Projects approved by Sukarno, himself a civil engineer who had acted as an architect, include
A clover-leaf interchange bridge.
A broad boulevard in Jakarta, Jalan Jenderal Sudirman.
Four high-rise hotels including the famous Hotel Indonesia.
A new parliament building.
The 127 000-seat Bung Karno Stadium.
Numerous monuments including The National Monument.
Istiqlal Mosque the largest mosque in Southeast Asia.
The 1950s jengki style, so named after Indonesian references to the American armed forces as 'yankee', was a distinctive Indonesian architectural style that emerged. The modernist cubic and strict geometric forms that the Dutch had used before World War II, were transformed into more complicated volumes, such as pentagons or other irregular solids. This architecture is an expression of the political spirit of freedom among the Indonesians.
When development picked up in the early 1970s under Soeharto's New Order administration following the turbulent mid-century decades, Indonesian architects were inspired by the strong American influence in Indonesia's architecture faculties following independence. The International Style dominated in Indonesia in the 1970s, as it did in much of the rest of the world.

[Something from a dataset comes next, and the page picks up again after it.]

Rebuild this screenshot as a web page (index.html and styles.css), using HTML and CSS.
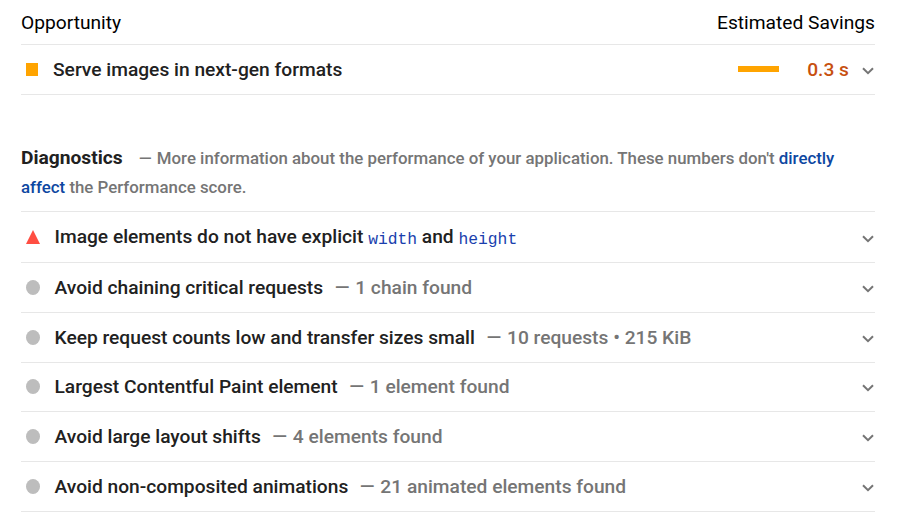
FILE: index.html
```html
<!DOCTYPE html>
<html lang="en">
<head>
<meta charset="utf-8">
<title>Performance audits</title>
<link rel="stylesheet" href="styles.css">
</head>
<body>
<main class="report">
  <header class="columns"><span>Opportunity</span><span>Estimated Savings</span></header>
  <div class="audit opportunity">
    <span class="icon"><i class="square"></i></span>
    <span class="title">Serve images in next-gen formats</span>
    <span class="bar"></span><span class="savings">0.3 s</span>
    <svg class="chevron" viewBox="0 0 12 8"><path d="M1 1.2 6 6.2 11 1.2"/></svg>
  </div>
  <section class="diagnostics">
    <p class="intro"><span class="heading">Diagnostics</span><span class="desc"><span class="dash">—</span> More information about the performance of your application. These numbers don't <a>directly<br>affect</a> the Performance score.</span></p>
    <div class="audit first">
      <span class="icon"><i class="triangle"></i></span>
      <span class="title">Image elements do not have explicit <code>width</code> and <code>height</code></span>
      <svg class="chevron" viewBox="0 0 12 8"><path d="M1 1.2 6 6.2 11 1.2"/></svg>
    </div>
    <div class="audit">
      <span class="icon"><i class="circle"></i></span>
      <span class="title">Avoid chaining critical requests</span><span class="detail"><span class="dash">—</span> 1 chain found</span>
      <svg class="chevron" viewBox="0 0 12 8"><path d="M1 1.2 6 6.2 11 1.2"/></svg>
    </div>
    <div class="audit">
      <span class="icon"><i class="circle"></i></span>
      <span class="title">Keep request counts low and transfer sizes small</span><span class="detail"><span class="dash">—</span> 10 requests • 215 KiB</span>
      <svg class="chevron" viewBox="0 0 12 8"><path d="M1 1.2 6 6.2 11 1.2"/></svg>
    </div>
    <div class="audit">
      <span class="icon"><i class="circle"></i></span>
      <span class="title">Largest Contentful Paint element</span><span class="detail"><span class="dash">—</span> 1 element found</span>
      <svg class="chevron" viewBox="0 0 12 8"><path d="M1 1.2 6 6.2 11 1.2"/></svg>
    </div>
    <div class="audit">
      <span class="icon"><i class="circle"></i></span>
      <span class="title">Avoid large layout shifts</span><span class="detail"><span class="dash">—</span> 4 elements found</span>
      <svg class="chevron" viewBox="0 0 12 8"><path d="M1 1.2 6 6.2 11 1.2"/></svg>
    </div>
    <div class="audit">
      <span class="icon"><i class="circle"></i></span>
      <span class="title">Avoid non-composited animations</span><span class="detail"><span class="dash">—</span> 21 animated elements found</span>
      <svg class="chevron" viewBox="0 0 12 8"><path d="M1 1.2 6 6.2 11 1.2"/></svg>
    </div>
  </section>
</main>
</body>
</html>
```
FILE: styles.css
```css
* { box-sizing: border-box; }
body { margin: 0; background: #fff; color: #212121; font-family: Roboto, sans-serif; }
.report { width: 854px; margin-left: 21px; }
.columns { display: flex; justify-content: space-between; align-items: center; height: 45px; border-bottom: 1px solid #e7e7e7; color: #000; font-size: 19.2px; }
.audit { display: flex; align-items: center; height: 49.8px; border-bottom: 1px solid #e7e7e7; font-size: 19.2px; font-weight: 500; white-space: nowrap; }
.opportunity { height: 50px; }
.first { height: 51px; }
.first .title { padding-bottom: 2px; }
.icon { display: flex; width: 33.5px; padding-left: 5px; }
.opportunity .icon { width: 32px; }
.square { width: 12px; height: 13px; background: #ffa400; }
.circle { width: 14px; height: 15px; border-radius: 50%; background: #bdbdbd; }
.triangle { width: 14px; height: 14px; background: #ff4e42; clip-path: polygon(50% 0, 100% 100%, 0 100%); }
.detail { margin-left: 11.5px; color: #757575; }
.dash { margin-right: 1px; }
.chevron { width: 12px; height: 8px; margin: 3px 1px 0 auto; fill: none; stroke: #757575; stroke-width: 2; }
.bar { width: 41px; height: 6px; margin: 0 0 2px auto; background: #ffa400; }
.savings { width: 70px; text-align: right; color: #c7500f; }
.opportunity .chevron { margin-left: 13px; }
.diagnostics { padding-top: 48px; }
.intro { height: 69px; margin: 0; border-bottom: 1px solid #e7e7e7; line-height: 29px; white-space: nowrap; }
.heading { margin-right: 16px; font-size: 19.2px; font-weight: 700; }
.desc { color: #757575; font-size: 16.85px; font-weight: 500; }
.desc a { color: #0d47a1; }
code { position: relative; top: 1px; color: #1a3fae; font-family: "Courier New", "Liberation Mono", monospace; font-size: 16.32px; font-weight: 400; }
```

The 1970s saw the Indonesian government promote indigenous Indonesian forms. Constructed in 1975, the Taman Mini Indonesia Indah theme park re-created over twenty buildings of exaggerated proportions to showcase Indonesian traditional vernacular forms. The government also called for Indonesian architects to design an Indonesian architecture, and by the 1980s in particular, most public buildings were built with exaggerated elements of traditional vernacular forms. These works includes the large concrete Minangkabau style roofs on government buildings in the city of Padang, the giant Javanese joglo structures at the University of Gadjah Mada, and also the Javanese-Balinese meru multi-tiered roofs of rectorate tower in University of Indonesia.
Despite this commendable effort to try to define Indonesian architecture, through drawing inspirations from native elements of Indonesian vernacular architecture and traditions, the practice and results might not be fulfilling expectations. Sometimes the result is mediocre, criticized as superficial addition upon modern building – by merely applying traditional ornaments or just attaching traditional roofs.

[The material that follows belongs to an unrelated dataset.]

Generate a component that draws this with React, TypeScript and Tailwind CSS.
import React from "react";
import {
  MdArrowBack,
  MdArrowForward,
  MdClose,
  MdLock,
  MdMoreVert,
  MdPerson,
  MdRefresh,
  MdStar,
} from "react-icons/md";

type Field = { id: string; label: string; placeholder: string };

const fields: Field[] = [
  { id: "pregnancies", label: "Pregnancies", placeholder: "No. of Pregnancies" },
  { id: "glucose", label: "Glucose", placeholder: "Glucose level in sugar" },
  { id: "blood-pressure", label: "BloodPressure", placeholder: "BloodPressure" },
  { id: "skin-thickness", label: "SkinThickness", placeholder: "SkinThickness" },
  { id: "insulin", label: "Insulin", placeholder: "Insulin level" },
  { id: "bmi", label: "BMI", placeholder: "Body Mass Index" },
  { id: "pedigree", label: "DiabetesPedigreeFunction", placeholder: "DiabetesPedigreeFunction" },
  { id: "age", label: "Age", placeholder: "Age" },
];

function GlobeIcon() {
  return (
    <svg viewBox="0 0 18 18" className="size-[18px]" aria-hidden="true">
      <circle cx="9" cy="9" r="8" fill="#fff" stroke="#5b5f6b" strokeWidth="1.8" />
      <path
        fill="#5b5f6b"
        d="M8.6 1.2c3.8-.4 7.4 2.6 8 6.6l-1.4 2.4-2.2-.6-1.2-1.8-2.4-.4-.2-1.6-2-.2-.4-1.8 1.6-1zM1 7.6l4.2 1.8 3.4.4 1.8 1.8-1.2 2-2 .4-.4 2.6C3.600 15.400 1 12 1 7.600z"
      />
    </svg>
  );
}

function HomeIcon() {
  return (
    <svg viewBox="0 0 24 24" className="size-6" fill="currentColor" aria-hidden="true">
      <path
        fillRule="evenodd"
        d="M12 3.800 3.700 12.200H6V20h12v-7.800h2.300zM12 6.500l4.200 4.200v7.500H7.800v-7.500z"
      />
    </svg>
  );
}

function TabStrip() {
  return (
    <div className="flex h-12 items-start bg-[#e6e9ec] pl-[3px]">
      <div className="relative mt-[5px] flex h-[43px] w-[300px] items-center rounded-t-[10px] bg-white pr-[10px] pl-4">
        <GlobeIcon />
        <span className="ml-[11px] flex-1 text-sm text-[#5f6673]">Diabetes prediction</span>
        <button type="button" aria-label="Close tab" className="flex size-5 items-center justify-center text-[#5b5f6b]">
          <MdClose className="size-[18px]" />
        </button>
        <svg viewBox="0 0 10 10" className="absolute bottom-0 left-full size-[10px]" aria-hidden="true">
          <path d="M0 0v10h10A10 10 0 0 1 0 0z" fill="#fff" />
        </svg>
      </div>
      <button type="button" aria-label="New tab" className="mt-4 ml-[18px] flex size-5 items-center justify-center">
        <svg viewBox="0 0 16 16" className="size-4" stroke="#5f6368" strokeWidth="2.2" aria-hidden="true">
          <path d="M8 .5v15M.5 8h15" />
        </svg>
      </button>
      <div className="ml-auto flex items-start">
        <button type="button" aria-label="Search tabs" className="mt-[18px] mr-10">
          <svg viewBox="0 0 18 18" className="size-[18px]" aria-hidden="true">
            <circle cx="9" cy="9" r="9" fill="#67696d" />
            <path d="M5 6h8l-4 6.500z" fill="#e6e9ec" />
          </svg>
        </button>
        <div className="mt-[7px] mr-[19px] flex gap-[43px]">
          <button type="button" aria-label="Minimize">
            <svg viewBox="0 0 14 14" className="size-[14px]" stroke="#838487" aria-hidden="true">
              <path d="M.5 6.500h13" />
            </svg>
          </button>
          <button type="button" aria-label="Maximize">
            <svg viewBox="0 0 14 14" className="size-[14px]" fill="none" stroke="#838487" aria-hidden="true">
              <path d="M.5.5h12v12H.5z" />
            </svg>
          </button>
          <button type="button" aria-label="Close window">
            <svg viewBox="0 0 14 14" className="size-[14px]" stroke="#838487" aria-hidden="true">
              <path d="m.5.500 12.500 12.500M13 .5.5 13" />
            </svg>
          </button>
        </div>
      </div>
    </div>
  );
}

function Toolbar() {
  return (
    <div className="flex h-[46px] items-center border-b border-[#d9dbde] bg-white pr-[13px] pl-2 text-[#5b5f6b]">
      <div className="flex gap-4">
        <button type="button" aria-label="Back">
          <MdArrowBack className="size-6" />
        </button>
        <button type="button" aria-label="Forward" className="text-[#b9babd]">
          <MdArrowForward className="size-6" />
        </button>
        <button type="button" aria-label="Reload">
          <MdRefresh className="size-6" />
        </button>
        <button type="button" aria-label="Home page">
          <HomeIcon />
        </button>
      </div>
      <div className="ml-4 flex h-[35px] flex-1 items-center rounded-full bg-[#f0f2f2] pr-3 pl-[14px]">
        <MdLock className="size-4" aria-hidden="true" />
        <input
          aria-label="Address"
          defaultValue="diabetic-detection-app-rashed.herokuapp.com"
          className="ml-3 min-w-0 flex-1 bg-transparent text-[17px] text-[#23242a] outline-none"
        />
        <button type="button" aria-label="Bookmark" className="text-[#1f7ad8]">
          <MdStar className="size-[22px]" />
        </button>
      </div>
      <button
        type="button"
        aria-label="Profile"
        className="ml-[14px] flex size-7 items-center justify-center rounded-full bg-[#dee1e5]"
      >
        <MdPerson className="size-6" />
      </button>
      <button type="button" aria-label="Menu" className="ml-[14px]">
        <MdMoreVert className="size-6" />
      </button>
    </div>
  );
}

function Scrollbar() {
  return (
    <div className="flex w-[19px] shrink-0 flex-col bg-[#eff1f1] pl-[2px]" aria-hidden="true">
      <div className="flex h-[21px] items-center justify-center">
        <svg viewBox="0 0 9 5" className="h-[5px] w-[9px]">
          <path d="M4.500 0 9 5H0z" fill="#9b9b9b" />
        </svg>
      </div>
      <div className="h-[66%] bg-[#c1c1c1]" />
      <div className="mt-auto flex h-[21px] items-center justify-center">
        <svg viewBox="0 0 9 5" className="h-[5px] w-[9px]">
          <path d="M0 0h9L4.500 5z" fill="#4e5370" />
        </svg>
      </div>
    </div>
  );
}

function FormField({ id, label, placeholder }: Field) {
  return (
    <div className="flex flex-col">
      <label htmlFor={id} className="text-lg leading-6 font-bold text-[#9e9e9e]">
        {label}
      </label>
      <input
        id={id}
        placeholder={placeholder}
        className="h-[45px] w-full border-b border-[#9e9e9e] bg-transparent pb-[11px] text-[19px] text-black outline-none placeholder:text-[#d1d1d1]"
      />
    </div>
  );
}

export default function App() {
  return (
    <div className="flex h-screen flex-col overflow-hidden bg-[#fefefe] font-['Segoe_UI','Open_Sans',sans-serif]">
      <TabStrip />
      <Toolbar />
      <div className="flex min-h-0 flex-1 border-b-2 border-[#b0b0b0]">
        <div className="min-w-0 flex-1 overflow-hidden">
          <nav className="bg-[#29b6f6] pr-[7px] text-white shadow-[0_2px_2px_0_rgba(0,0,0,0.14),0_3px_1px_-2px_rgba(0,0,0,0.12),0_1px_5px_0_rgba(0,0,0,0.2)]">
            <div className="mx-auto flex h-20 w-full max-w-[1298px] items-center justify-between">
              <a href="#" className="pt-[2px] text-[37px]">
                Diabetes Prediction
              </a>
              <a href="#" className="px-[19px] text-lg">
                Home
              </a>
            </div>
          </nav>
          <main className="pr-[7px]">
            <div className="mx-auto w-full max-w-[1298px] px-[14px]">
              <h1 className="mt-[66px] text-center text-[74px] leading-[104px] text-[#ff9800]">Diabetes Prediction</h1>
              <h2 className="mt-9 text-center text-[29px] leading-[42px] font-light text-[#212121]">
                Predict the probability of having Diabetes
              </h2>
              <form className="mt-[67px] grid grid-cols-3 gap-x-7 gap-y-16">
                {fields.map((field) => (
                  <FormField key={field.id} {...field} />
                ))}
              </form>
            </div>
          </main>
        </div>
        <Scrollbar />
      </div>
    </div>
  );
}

The 1970s, 1980s and 1990s saw foreign investment and economic growth; large construction booms brought major changes to Indonesian cities, including the replacement of the early twentieth styles with late modern and postmodern styles. The urban construction booms have continued in the 21st century and are shaping skylines in Indonesian cities. Many new buildings are clad with shiny glass surfaces to reflect the tropical sun. Architectural styles are influenced by developments in architecture internationally, including the introduction of deconstructivism architecture. Many Contemporary Architects in Indonesia did their training in Australia.